Horatio/Pogue: “We had group conversations about these two characters and their relationship. Michael McKeogh and I might have slightly different backstories for our characters, but we’ve established collectively is that Hamlet and Horatio are two college gents of the highest sophistication. They ignite each other with verbal discourse. They probably didn’t know each other before college, but the time spent together there was intense in mental stimulation.”

OPFT: Much is made both by Shakespeare’s characters and his scholars of Hamlet’s madness. Of this Michael McKeogh replied:

Hamlet/McKeogh: “Hamlet’s ‘madness” derives from the sudden and sobering realization that his life is a lie.  It reminds me in a way of the movie The Trueman Show.  There is a gamesmanship quality in Hamlet too and so when his entire world is conspiring to keep up the lie, he uses his perceived ‘madness’ to outmaneuver and throw the lie back in the face of those who are deceiving him.  I played Hamlet back in 2001 at Michigan State University when I was 21. I feel pretty lucky to be able to come back to him after having lived a bit.”

OPFT: The opening moments of this production belong to Horatio, a major departure from  traditional productions. This new opening has won great praise. Director Lavina Jadwahni was working with a cutting which not only gave the lines usually spoken in the final seconds by Fortinbras (a character completed missing from this production) to Horatio, but also uses them to bookend the play. The arresting, dynamic, personal delivery of them is something which Michael Pogue created.

Horatio/Pogue: “The opening was something I kinda stumbled upon. It was a way to connect emotionally to the character and liberate myself from the iambic pentameter scansion.”

OPFT: The audience learns what Hamlet has been doing while away in England, but  where has Horatio been in Hamlet’s absence. Things cannot have been too easy for him in Claudius’ empire.

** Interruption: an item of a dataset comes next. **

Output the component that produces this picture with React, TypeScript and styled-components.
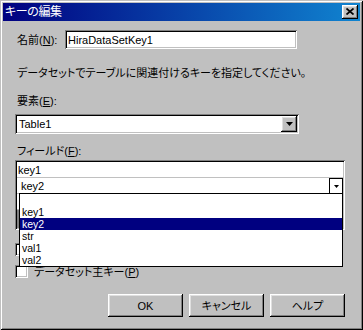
import React from "react"
import styled, { createGlobalStyle } from "styled-components"

const GlobalStyle = createGlobalStyle`
  html, body {
    margin: 0;
    padding: 0;
    background: #c0c0c0;
  }
  body {
    font-family: "Liberation Sans", "Noto Sans CJK JP", sans-serif;
    font-size: 11px;
    font-feature-settings: "palt";
    color: #000000;
  }
`

const raised = `
  background: #c0c0c0;
  box-shadow: inset -1px -1px #000000, inset 1px 1px #ffffff,
    inset -2px -2px #808080, inset 2px 2px #dfdfdf;
`
const sunken = `
  background: #ffffff;
  box-shadow: inset 1px 1px #808080, inset -1px -1px #ffffff,
    inset 2px 2px #000000, inset -2px -2px #c0c0c0;
`

export default function App() {
  const items = ["", "key1", "key2", "str", "val1", "val2"]
  return (
    <>
      <GlobalStyle />
      <Window>
        <TitleBar>
          <TitleText>キーの編集</TitleText>
          <CloseButton aria-label="閉じる">
            <svg width="8" height="7" viewBox="0 0 8 7">
              <path d="M0.5 0.5L7.5 6.5M7.5 0.5L0.5 6.5" stroke="#000" strokeWidth="1.7" />
            </svg>
          </CloseButton>
        </TitleBar>
        <Body>
          <NameRow>
            <Label $width={50}>
              名前(<u>N</u>):
            </Label>
            <TextInput>HiraDataSetKey1</TextInput>
          </NameRow>
          <Description>データセットでテーブルに関連付けるキーを指定してください。</Description>
          <Label $top={16}>
            要素(<u>E</u>):
          </Label>
          <Combo>
            <ComboText>Table1</ComboText>
            <ComboButton>
              <svg width="7" height="4" viewBox="0 0 7 4">
                <polygon points="0,0 7,0 3.5,4" fill="#000" />
              </svg>
            </ComboButton>
          </Combo>
          <Label $top={11}>
            フィールド(<u>F</u>):
          </Label>
          <Grid>
            <GridRow>
              <CellText>key1</CellText>
            </GridRow>
            <GridRow>
              <CellText $edit>key2</CellText>
              <CellButton>
                <svg width="5" height="3" viewBox="0 0 5 3">
                  <polygon points="0,0 5,0 2.5,3" fill="#000" />
                </svg>
              </CellButton>
            </GridRow>
            <GridRow />
            <DropList>
              {items.map((item, i) => (
                <DropItem key={i} $selected={item === "key2"}>
                  {item}
                </DropItem>
              ))}
            </DropList>
          </Grid>
          <CheckRow $top={13}>
            <CheckBox />
          </CheckRow>
          <CheckRow $top={9}>
            <CheckBox />
            <CheckLabel>
              データセット主キー(<u>P</u>)
            </CheckLabel>
          </CheckRow>
          <ButtonBar>
            <Button>OK</Button>
            <Button>キャンセル</Button>
            <Button>ヘルプ</Button>
          </ButtonBar>
        </Body>
      </Window>
    </>
  )
}

const Window = styled.div`
  box-sizing: border-box;
  width: 363px;
  height: 330px;
  padding: 3px;
  background: #c0c0c0;
  box-shadow: inset 1px 1px #c0c0c0, inset -1px -1px #000000,
    inset 2px 2px #ffffff, inset -2px -2px #808080;
  display: flex;
  flex-direction: column;
`
const TitleBar = styled.div`
  height: 18px;
  display: flex;
  align-items: center;
  justify-content: space-between;
  padding: 0 2px;
  background: linear-gradient(to right, #000080, #1084d0);
`
const TitleText = styled.span`
  color: #ffffff;
  font-size: 12px;
  line-height: 14px;
  letter-spacing: -0.4px;
`
const CloseButton = styled.div`
  ${raised}
  width: 16px;
  height: 14px;
  display: flex;
  align-items: center;
  justify-content: center;
  & svg {
    margin-left: -1px;
    margin-top: -1px;
  }
`
const Body = styled.div`
  flex: 1;
  display: flex;
  flex-direction: column;
  align-items: flex-start;
  padding: 9px 15px 0 12px;
`
const NameRow = styled.div`
  display: flex;
  align-items: center;
`
const Label = styled.div<{ $width?: number; $top?: number }>`
  box-sizing: border-box;
  padding-left: 2px;
  margin-top: ${(p) => (p.$top ? p.$top : 0)}px;
  width: ${(p) => (p.$width ? `${p.$width}px` : "auto")};
  line-height: 12px;
  white-space: nowrap;
  & u {
    text-decoration-thickness: 1px;
    text-underline-offset: 1px;
  }
`
const TextInput = styled.div`
  ${sunken}
  box-sizing: border-box;
  width: 232px;
  height: 19px;
  padding: 3px 3px 0 3px;
  line-height: 14px;
`
const Description = styled.div`
  margin-top: 18px;
  padding-left: 2px;
  line-height: 12px;
  white-space: nowrap;
`
const Combo = styled.div`
  ${sunken}
  box-sizing: border-box;
  margin-top: 7px;
  width: 284px;
  height: 20px;
  padding: 2px;
  display: flex;
  align-items: center;
  justify-content: space-between;
`
const ComboText = styled.span`
  padding-left: 2px;
  line-height: 14px;
`
const ComboButton = styled.div`
  ${raised}
  width: 16px;
  height: 16px;
  display: flex;
  align-items: center;
  justify-content: center;
`
const Grid = styled.div`
  position: relative;
  box-sizing: border-box;
  margin-top: 3px;
  width: 330px;
  height: 70px;
  padding: 2px;
  background: #808080;
  box-shadow: inset 1px 1px #808080, inset -1px -1px #ffffff,
    inset 2px 2px #000000, inset -2px -2px #c0c0c0;
`
const GridRow = styled.div`
  box-sizing: border-box;
  height: 16px;
  background: #ffffff;
  border-bottom: 1px solid #c0c0c0;
  display: flex;
  align-items: center;
  justify-content: space-between;
`
const CellText = styled.span<{ $edit?: boolean }>`
  padding-left: ${(p) => (p.$edit ? 4 : 1)}px;
  line-height: 14px;
`
const CellButton = styled.div`
  box-sizing: border-box;
  align-self: flex-end;
  width: 14px;
  height: 15px;
  border: 1px solid #000000;
  border-bottom: none;
  background: #ffffff;
  display: flex;
  align-items: center;
  justify-content: center;
`
const DropList = styled.div`
  position: absolute;
  top: 33px;
  left: 4px;
  box-sizing: border-box;
  width: 324px;
  height: 74px;
  border: 1px solid #000000;
  background: #ffffff;
  z-index: 2;
`
const DropItem = styled.div<{ $selected?: boolean }>`
  height: 12px;
  font-size: 10.5px;
  line-height: 12px;
  padding-left: 2px;
  overflow: hidden;
  background: ${(p) => (p.$selected ? "#000080" : "#ffffff")};
  color: ${(p) => (p.$selected ? "#ffffff" : "#000000")};
`
const CheckRow = styled.div<{ $top: number }>`
  margin-top: ${(p) => p.$top}px;
  display: flex;
  align-items: center;
  gap: 6px;
  height: 13px;
`
const CheckBox = styled.div`
  ${sunken}
  width: 13px;
  height: 13px;
`
const CheckLabel = styled.span`
  line-height: 12px;
  white-space: nowrap;
`
const ButtonBar = styled.div`
  align-self: stretch;
  margin-top: 16px;
  display: flex;
  justify-content: flex-end;
  gap: 6px;
`
const Button = styled.div`
  ${raised}
  width: 75px;
  height: 23px;
  display: flex;
  align-items: center;
  justify-content: center;
  line-height: 12px;
`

Horatio/Pogue: “I think Horatio is ‘laying low’ in Denmark, or ‘Hotel Denmark’, anxiously awaiting Hamlet’s return or news of his condition. He stays because he cares for him and wants to do more for him, but I don’t think he’s treated well by ‘The Family” in Hamlet’s absence.”
OPFT: When asked what sort of research they did on the dangerous, 1920’s Prohibition Era, Chicago gangland background against which this production is set each had his own report.
Hamlet/McKeogh: “I watched a lot of Boardwalk Empire! I actually think the danger of the world makes our Hamlet fold nicely into the given circumstances and therefor it wasn’t a large shift for me. The Prohibition Era in Chicago historically was incredibly violent. I think the idea of the ‘inheritance of violence’ and the Sisyphean nature of it is one of the main themes that Lavina, myself and the cast are trying to explore in our version of Hamlet.OPFT: And of the influence of Prohibition Michael Pogue replied:

Horatio/Pogue: “There was a huge belief in several groups that alcohol consumption caused demonic behavior – wickedness. My character only drinks on one occasion in the show, but I try to keep that in mind.”

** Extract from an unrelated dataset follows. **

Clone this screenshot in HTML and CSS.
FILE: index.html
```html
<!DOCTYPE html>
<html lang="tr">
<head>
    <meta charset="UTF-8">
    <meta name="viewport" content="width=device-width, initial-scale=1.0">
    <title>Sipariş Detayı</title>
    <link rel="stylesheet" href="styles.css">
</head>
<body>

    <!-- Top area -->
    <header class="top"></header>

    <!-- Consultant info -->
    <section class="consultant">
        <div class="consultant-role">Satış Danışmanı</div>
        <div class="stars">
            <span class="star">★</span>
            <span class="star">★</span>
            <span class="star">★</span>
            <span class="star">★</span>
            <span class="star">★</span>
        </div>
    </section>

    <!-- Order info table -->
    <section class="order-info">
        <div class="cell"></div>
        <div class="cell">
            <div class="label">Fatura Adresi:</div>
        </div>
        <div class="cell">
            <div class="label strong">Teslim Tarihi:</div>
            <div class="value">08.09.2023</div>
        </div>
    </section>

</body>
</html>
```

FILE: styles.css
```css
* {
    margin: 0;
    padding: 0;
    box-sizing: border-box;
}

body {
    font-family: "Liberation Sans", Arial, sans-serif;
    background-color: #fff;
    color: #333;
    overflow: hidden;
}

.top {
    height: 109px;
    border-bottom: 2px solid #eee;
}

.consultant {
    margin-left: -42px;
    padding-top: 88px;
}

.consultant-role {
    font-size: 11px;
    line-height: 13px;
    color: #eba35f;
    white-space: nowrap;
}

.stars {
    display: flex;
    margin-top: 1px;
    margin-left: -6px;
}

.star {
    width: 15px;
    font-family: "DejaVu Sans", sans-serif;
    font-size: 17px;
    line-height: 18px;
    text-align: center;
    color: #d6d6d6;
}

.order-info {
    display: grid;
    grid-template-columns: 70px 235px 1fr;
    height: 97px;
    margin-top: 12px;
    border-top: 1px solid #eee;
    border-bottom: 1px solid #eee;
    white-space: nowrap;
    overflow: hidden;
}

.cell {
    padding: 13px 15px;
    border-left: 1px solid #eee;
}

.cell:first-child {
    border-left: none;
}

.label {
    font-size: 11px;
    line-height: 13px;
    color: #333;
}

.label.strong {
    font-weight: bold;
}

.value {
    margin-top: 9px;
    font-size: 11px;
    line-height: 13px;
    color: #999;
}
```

OPFT: Another influential background is not historical but environmental— performing out of doors.

Horatio/Pogue: “This is not my first time performing outdoors. I did a couple of shows in a Shakespeare repertory a few summers ago. That was my first time. Though I wouldn’t describe myself as outdoorsy, performing outside is amazing. Your lungs taking in fresh air as you perform is very gratifying.”

OPFT: Our Hamlet has also acting al fresco before this outing.
Hamlet/McKeogh: This is my first outdoor production in Chicago.  When I was in undergrad at Michigan State University, we had a summer festival behind the theatre building on the Red Cedar River.  Working outside is great, but it does present some interesting obstacles.  A lot of improvising with weather and wild life.”
OPFT: Each had words of thanks for the loyal and enthusiastic Festival Theatre audiences:Horatio/Pogue: “It’s a good feeling performing in my hometown. I’ve wanted to work at OPFT for a long while. I’m grateful for the opportunity.”

Hamlet/McKeogh: “Thank you for the support and please, please tell your friends and family to come see our show!”
OPFT: The rest is anything but silence. Until July 19 it’s Shakespeare’s immortal words set to sweet and low Jazz tunes, punctuated by gasps, laughter, and the growing groans and growls as character after character gets “whacked”, and all concluding in crescendos of thunderous applause.